Winter-weather (e.g., snow, sleet, freezing rain, etc.) events significantly impact air traffic operations and pose several safety concerns often requiring surface treatments, aircraft deicing, and other actions to mitigate impacts and comply with Federal Aviation Administration (FAA) / Department of Transportation (DOT) regulations. Decisions and preparations made by aviation stakeholders (i.e., airports, airlines, and FAA) for winter-weather events begin hours to days before the start of an event and extend through the winter-weather period into post-event recovery operations. Although improved air traffic operations during winter-weather impact events is considered a critical need by National Airspace System (NAS) customers, many challenges exist in identifying requirements for effective winter weather impact management. Many of these challenges arise as a result of both (a) the involvement of multiple aviation stakeholders (i.e., airports, airlines, and FAA) who are involved in winter-weather operations and procedures each with unique operational objectives, priorities, and measures for success and (b) the significant variability in winter weather operations strategies, procedures, and functional capabilities across the major (core) airports, all of which are influenced by FAA/DOT regulations and industry trends. The climatology of winter-weather events for different regions of the NAS also varies in frequency, extent, type, and intensity, as do the air traffic impacts. In order to effectively evaluate current constraints and potential shortfalls in mitigating winter weather impacts, one must first seek to document and understand the current operating picture (e.g., FAA/DOT regulations, industry trends, climatology of terminal airport winter-weather events, air traffic management impacts, and current forecast and observation capabilities).

This paper describes a foundational winter-weather service analysis study that identifies and connects winter-weather stakeholder decisions to operational decision support (e.g., forecasts, observations) needs and shortfalls for winter-weather events.
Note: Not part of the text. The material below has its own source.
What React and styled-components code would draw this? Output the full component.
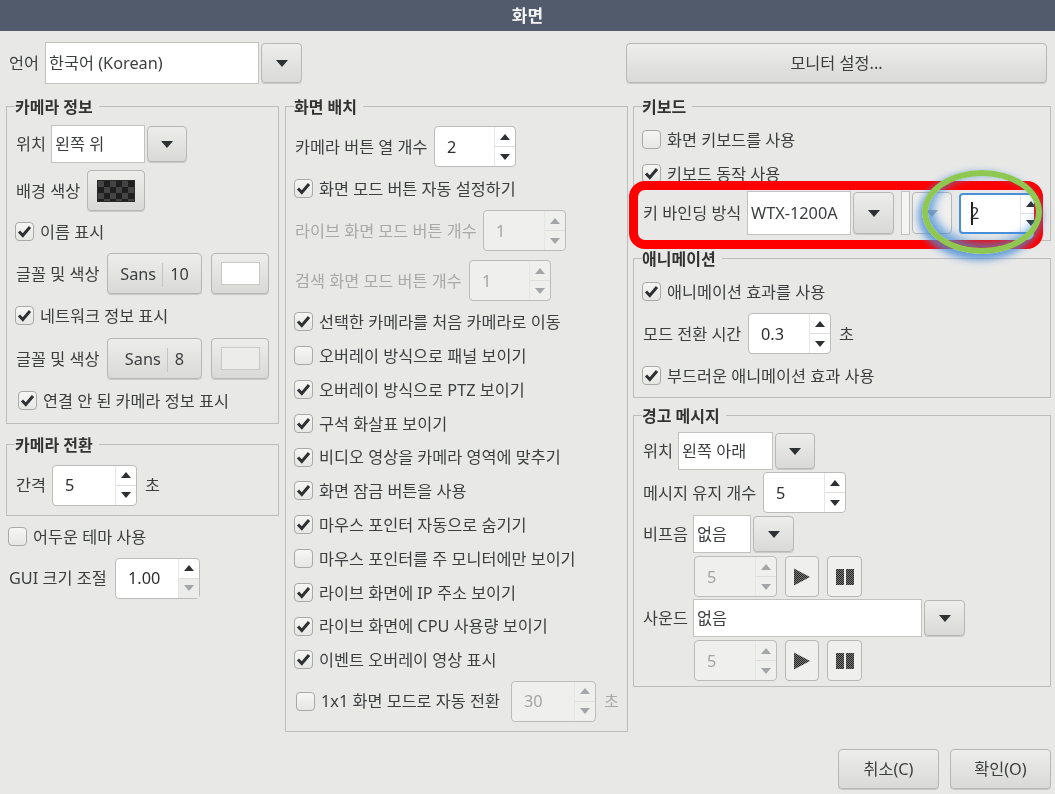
import React from "react";
import styled, { createGlobalStyle } from "styled-components";

const Global = createGlobalStyle`
  html, body { margin: 0; padding: 0; background: #e8e8e7; }
  * { box-sizing: border-box; }
`;

const Page = styled.div`
  position: relative;
  width: 1055px;
  height: 794px;
  overflow: hidden;
  background: #e8e8e7;
  color: #3c3e3f;
  font: 16.3px/1.2 "Noto Sans", "Noto Sans CJK KR", sans-serif;
  filter: blur(0.4px);
`;
const TitleBar = styled.div`
  height: 31px;
  padding-top: 2px;
  background: #515b6b;
  color: #f4f4f4;
  font-size: 17px;
  font-weight: 700;
  display: flex;
  align-items: center;
  justify-content: center;
`;
const Body = styled.div`
  padding: 11px 4px 0 6px;
`;
const TopRow = styled.div`
  display: flex;
  align-items: center;
  height: 42px;
`;
const Columns = styled.div`
  display: flex;
  align-items: flex-start;
  margin-top: 11px;
`;
const Column = styled.div`
  width: ${(p) => p.$w}px;
  margin-left: ${(p) => p.$ml || 0}px;
  flex: none;
`;
const Group = styled.fieldset`
  margin: ${(p) => p.$mt || 0}px 0 0;
  padding: ${(p) => p.$pt ?? 6}px 8px 0;
  height: ${(p) => p.$h}px;
  border: 1px solid #bdbdbb;
  min-width: 0;
`;
const Legend = styled.legend`
  padding: 0 6px 0 0;
  height: 22px;
  line-height: 24px;
  font-size: 16px;
  font-weight: 700;
  color: #333;
`;
const Row = styled.div`
  display: flex;
  align-items: center;
  height: ${(p) => p.$h}px;
  margin-top: ${(p) => p.$mt || 0}px;
  margin-left: ${(p) => p.$ml || 0}px;
`;
const Label = styled.span`
  flex: none;
  width: ${(p) => (p.$w ? `${p.$w}px` : "auto")};
  padding: 2px 0 0 ${(p) => p.$pl ?? 1}px;
  white-space: nowrap;
  color: ${(p) => (p.$off ? "#a9a9a9" : "inherit")};
`;
const Unit = styled.span`
  margin-left: 8px;
  padding-top: 2px;
  color: ${(p) => (p.$off ? "#a9a9a9" : "inherit")};
`;
const Field = styled.div`
  flex: none;
  width: ${(p) => p.$w}px;
  height: ${(p) => p.$h || 38}px;
  background: #fff;
  border: 1px solid #c2c2c0;
  padding: 2px 0 0 3px;
  display: flex;
  align-items: center;
  white-space: nowrap;
`;
const Btn = styled.div`
  flex: none;
  width: ${(p) => p.$w}px;
  height: ${(p) => p.$h || 40}px;
  margin-left: ${(p) => p.$ml || 0}px;
  display: flex;
  align-items: center;
  justify-content: center;
  border: 1px solid #b7b7b5;
  border-radius: 4px;
  background: ${(p) => (p.$flat ? "#efefee" : "linear-gradient(#ededec, #d9d9d8)")};
  box-shadow: ${(p) => (p.$flat ? "none" : "0 1px 0 #c9c9c7")};
  white-space: nowrap;
`;
const TextBtn = styled(Btn)`
  padding-top: 2px;
`;
const MonitorBtn = styled(TextBtn)`
  margin-left: auto;
  margin-right: 4px;
`;
const Tri = styled.i`
  display: block;
  width: 0;
  height: 0;
  border-left: 6px solid transparent;
  border-right: 6px solid transparent;
  border-top: 7px solid ${(p) => (p.$off ? "#a3a6a8" : "#2e3133")};
`;
const SmallDown = styled.i`
  display: block;
  width: 0;
  height: 0;
  border-left: 5px solid transparent;
  border-right: 5px solid transparent;
  border-top: 6px solid ${(p) => (p.$off ? "#a3a6a8" : "#2e3133")};
`;
const SmallUp = styled(SmallDown)`
  border-top: 0;
  border-bottom: 6px solid ${(p) => (p.$off ? "#a3a6a8" : "#2e3133")};
`;

function Combo({ w, h, bw = 41, children }) {
  return (
    <>
      <Field $w={w} $h={h}>{children}</Field>
      <Btn $w={bw} $h={(h || 38) - 2} $ml={2}><Tri /></Btn>
    </>
  );
}

const SpinBox = styled.div`
  position: relative;
  flex: none;
  width: ${(p) => p.$w || 83}px;
  height: ${(p) => p.$h || 41}px;
  display: flex;
  background: ${(p) => (p.$off ? "#efefee" : "#fff")};
  color: ${(p) => (p.$off ? "#a5a5a5" : "#2f2f2f")};
  border: ${(p) => (p.$focus ? "2px solid #4a90d9" : "1px solid #bcbcba")};
  border-radius: 4px;
`;
const SpinValue = styled.div`
  flex: 1;
  display: flex;
  align-items: center;
  padding: 2px 0 0 ${(p) => p.$pl ?? 12}px;
  border-right: 1px solid #e6e6e5;
`;
const SpinArrows = styled.div`
  flex: none;
  width: 20px;
  display: flex;
  flex-direction: column;
`;
const SpinArrow = styled.div`
  flex: 1;
  display: flex;
  align-items: center;
  justify-content: center;
  background: ${(p) => (p.$shade ? "#ececeb" : "transparent")};
  & + & { border-top: 1px solid #dededd; }
`;
const Caret = styled.b`
  position: absolute;
  left: 10px;
  top: 7px;
  width: 1.5px;
  height: 23px;
  background: #222;
`;

function Spin({ value, off, w, focus, pl, atMin }) {
  return (
    <SpinBox $off={off} $w={w} $focus={focus}>
      {focus && <Caret />}
      <SpinValue $pl={pl}>{value}</SpinValue>
      <SpinArrows>
        <SpinArrow><SmallUp $off={off} /></SpinArrow>
        <SpinArrow $shade={atMin}><SmallDown $off={off || atMin} /></SpinArrow>
      </SpinArrows>
    </SpinBox>
  );
}

const CheckWrap = styled.div`
  display: flex;
  align-items: center;
  flex: none;
  width: ${(p) => (p.$w ? `${p.$w}px` : "auto")};
  white-space: nowrap;
`;
const CheckText = styled.span`
  padding-top: 2px;
`;
const Box = styled.span`
  flex: none;
  width: 19px;
  height: 19px;
  margin-right: 6px;
  border: 1px solid #a9a9a7;
  border-radius: 4px;
  background: linear-gradient(#f6f6f5, #e6e6e5);
  display: flex;
  align-items: center;
  justify-content: center;
`;

function Check({ on, w, children }) {
  return (
    <CheckWrap $w={w}>
      <Box>
        {on && (
          <svg width="15" height="13" viewBox="0 0 15 13">
            <path d="M2 6.5 L5.8 10.5 L13 2" fill="none" stroke="#2e3133" strokeWidth="3" />
          </svg>
        )}
      </Box>
      <CheckText>{children}</CheckText>
    </CheckWrap>
  );
}

const Swatch = styled.span`
  display: block;
  width: ${(p) => p.$w}px;
  height: ${(p) => p.$h}px;
  background: #fff;
  border: 1px solid #c8c8c6;
`;
const GraySwatch = styled(Swatch)`
  background: #ececeb;
`;
const Checker = styled.span`
  display: block;
  width: 38px;
  height: 22px;
  border: 1px solid #2a2a2a;
  background: repeating-conic-gradient(#1f1f1f 0 25%, #444 0 50%) 0 0 / 12px 12px;
`;
const FontSep = styled.span`
  display: inline-block;
  width: 1px;
  height: 24px;
  margin: 0 7px 0 6px;
  background: #c4c4c2;
`;
const BlankBox = styled.div`
  flex: none;
  width: 9px;
  height: 44px;
  margin: 0 2px 0 7px;
  background: #f4f4f3;
  border: 1px solid #c2c2c0;
`;

const RedFrame = styled.div`
  position: absolute;
  left: 629px;
  top: 181px;
  width: 414px;
  height: 68px;
  border: 9px solid #fe0000;
  border-radius: 16px;
`;
const GreenRing = styled.div`
  position: absolute;
  left: 922px;
  top: 170px;
  width: 120px;
  height: 84px;
  border: 6px solid #8ec852;
  border-radius: 50%;
  box-shadow: -2px 4px 7px 2px rgba(70, 140, 215, 0.8), inset 4px -3px 8px 2px rgba(70, 140, 215, 0.75);
`;
const Footer = styled.div`
  display: flex;
  justify-content: flex-end;
  gap: 11px;
  margin-top: 17px;
`;

const Dither = ({ id }) => (
  <defs>
    <pattern id={id} width="2" height="2" patternUnits="userSpaceOnUse">
      <rect width="2" height="2" fill="#777" />
      <rect width="1" height="1" fill="#2a2a2a" />
      <rect x="1" y="1" width="1" height="1" fill="#2a2a2a" />
    </pattern>
  </defs>
);
const Play = ({ id }) => (
  <svg width="16" height="18" viewBox="0 0 16 18">
    <Dither id={id} />
    <path d="M0 0.5 L16 9 L0 17.5 Z" fill={`url(#${id})`} />
  </svg>
);
const Pause = ({ id }) => (
  <svg width="18" height="18" viewBox="0 0 18 18">
    <Dither id={id} />
    <path d="M0 1h8v16H0zM10 1h8v16h-8z" fill={`url(#${id})`} />
  </svg>
);

function Media({ id }) {
  return (
    <Row $h={41} $mt={3} $ml={52}>
      <Spin value="5" off />
      <Btn $w={34} $h={41} $ml={8} $flat><Play id={`pl${id}`} /></Btn>
      <Btn $w={35} $h={41} $ml={8} $flat><Pause id={`pa${id}`} /></Btn>
    </Row>
  );
}

const checks = [
  ["선택한 카메라를 처음 카메라로 이동", true],
  ["오버레이 방식으로 패널 보이기", false],
  ["오버레이 방식으로 PTZ 보이기", true],
  ["구석 화살표 보이기", true],
  ["비디오 영상을 카메라 영역에 맞추기", true],
  ["화면 잠금 버튼을 사용", true],
  ["마우스 포인터 자동으로 숨기기", true],
  ["마우스 포인터를 주 모니터에만 보이기", false],
  ["라이브 화면에 IP 주소 보이기", true],
  ["라이브 화면에 CPU 사용량 보이기", true],
  ["이벤트 오버레이 영상 표시", true],
];

export default function App() {
  return (
    <Page>
      <Global />
      <TitleBar>화면</TitleBar>
      <Body>
        <TopRow>
          <Label $w={39} $pl={3}>언어</Label>
          <Combo w={214} h={42}>한국어 (Korean)</Combo>
          <MonitorBtn $w={421} $h={40}>모니터 설정...</MonitorBtn>
        </TopRow>
        <Columns>
          <Column $w={273}>
            <Group $h={329} $pt={8}>
              <Legend>카메라 정보</Legend>
              <Row $h={38}>
                <Label $w={36}>위치</Label>
                <Combo w={94} bw={40}>왼쪽 위</Combo>
              </Row>
              <Row $h={41} $mt={7}>
                <Label $w={72}>배경 색상</Label>
                <Btn $w={58} $h={41}><Checker /></Btn>
              </Row>
              <Row $h={42}><Check on>이름 표시</Check></Row>
              <Row $h={41}>
                <Label $w={92}>글꼴 및 색상</Label>
                <TextBtn $w={95} $h={41}>Sans<FontSep />10</TextBtn>
                <Btn $w={58} $h={41} $ml={9}><Swatch $w={39} $h={23} /></Btn>
              </Row>
              <Row $h={44}><Check on>네트워크 정보 표시</Check></Row>
              <Row $h={41}>
                <Label $w={92}>글꼴 및 색상</Label>
                <TextBtn $w={95} $h={41}>Sans<FontSep />8</TextBtn>
                <Btn $w={58} $h={41} $ml={9}><GraySwatch $w={39} $h={23} /></Btn>
              </Row>
              <Row $h={43} $ml={3}><Check on>연결 안 된 카메라 정보 표시</Check></Row>
            </Group>
            <Group $h={83} $mt={9} $pt={10}>
              <Legend>카메라 전환</Legend>
              <Row $h={40}>
                <Label $w={37}>간격</Label>
                <Spin value="5" w={85} />
                <Unit>초</Unit>
              </Row>
            </Group>
            <Row $h={41} $ml={2}><Check>어두운 테마 사용</Check></Row>
            <Row $h={42}>
              <Label $w={109} $pl={3}>GUI 크기 조절</Label>
              <Spin value="1.00" w={85} atMin />
            </Row>
          </Column>

          <Column $w={343} $ml={6}>
            <Group $h={637} $pt={9}>
              <Legend>화면 배치</Legend>
              <Row $h={41}>
                <Label $w={140}>카메라 버튼 열 개수</Label>
                <Spin value="2" w={82} />
              </Row>
              <Row $h={43}><Check on>화면 모드 버튼 자동 설정하기</Check></Row>
              <Row $h={41}>
                <Label $w={189} $off>라이브 화면 모드 버튼 개수</Label>
                <Spin value="1" off />
              </Row>
              <Row $h={41} $mt={9}>
                <Label $w={175} $off>검색 화면 모드 버튼 개수</Label>
                <Spin value="1" off w={82} />
              </Row>
              <Row $h={33.8} $mt={4}><Check on={checks[0][1]}>{checks[0][0]}</Check></Row>
              {checks.slice(1).map(([text, on]) => (
                <Row $h={33.8} key={text}><Check on={on}>{text}</Check></Row>
              ))}
              <Row $h={41} $mt={4} $ml={2}>
                <Check w={215}>1x1 화면 모드로 자동 전환</Check>
                <Spin value="30" off w={85} />
                <Unit $off>초</Unit>
              </Row>
            </Group>
          </Column>

          <Column $w={418} $ml={5}>
            <Group $h={146} $pt={6}>
              <Legend>키보드</Legend>
              <Row $h={34}><Check>화면 키보드를 사용</Check></Row>
              <Row $h={33}><Check on>키보드 동작 사용</Check></Row>
              <Row $h={44} $mt={1}>
                <Label $w={105}>키 바인딩 방식</Label>
                <Combo w={104} h={44}>WTX-1200A</Combo>
                <BlankBox />
                <Btn $w={40} $h={42} $flat><Tri $off /></Btn>
                <Row $h={42} $ml={7}>
                  <Spin value="2" w={84} focus pl={9} />
                </Row>
              </Row>
            </Group>
            <Group $h={151} $mt={6}>
              <Legend>애니메이션</Legend>
              <Row $h={34}><Check on>애니메이션 효과를 사용</Check></Row>
              <Row $h={41} $mt={4}>
                <Label $w={106}>모드 전환 시간</Label>
                <Spin value="0.3" />
                <Unit>초</Unit>
              </Row>
              <Row $h={34} $mt={5}><Check on>부드러운 애니메이션 효과 사용</Check></Row>
            </Group>
            <Group $h={283} $mt={6}>
              <Legend>경고 메시지</Legend>
              <Row $h={38}>
                <Label $w={36}>위치</Label>
                <Combo w={95} bw={40}>왼쪽 아래</Combo>
              </Row>
              <Row $h={41} $mt={2}>
                <Label $w={121}>메시지 유지 개수</Label>
                <Spin value="5" />
              </Row>
              <Row $h={38} $mt={2}>
                <Label $w={51}>비프음</Label>
                <Combo w={58}>없음</Combo>
              </Row>
              <Media id="a" />
              <Row $h={38} $mt={2}>
                <Label $w={51}>사운드</Label>
                <Combo w={229}>없음</Combo>
              </Row>
              <Media id="b" />
            </Group>
          </Column>
        </Columns>
        <Footer>
          <TextBtn $w={101} $h={40}>취소(C)</TextBtn>
          <TextBtn $w={101} $h={40}>확인(O)</TextBtn>
        </Footer>
      </Body>
      <RedFrame />
      <GreenRing />
    </Page>
  );
}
Analyses of Airport Snow and Ice Control Plans, phone / in-person interviews, and operational user surveys define a rich dataset of internal and external / collaborative winter-weather based decisions among aviation stakeholders (i.e., airports, airlines, air traffic control towers, ARTCCs, TRACONs, and FAA Command Center). Specifically, this study focused on four critical time periods to isolate specific operations / planning periods: 24-48 hours before winter weather event (Airport / ATM planning), 2-8 hours before winter weather event (Airport / ATM Strategic Operations), during winter weather event (Airport / ATM tactical), and post-event recovery (resuming normal operations). Winter-weather decision mapping results will be presented to illustrate the decisions and important weather elements (i.e., forecast horizon, accumulation, timing, intensity, etc.) used to make key decisions for each critical time period and pertinent stakeholder. The stakeholder decision mapping and stakeholder-utilized weather forecast product evaluations are, in turn, used to identify potential weather forecast gaps critical to key decisions.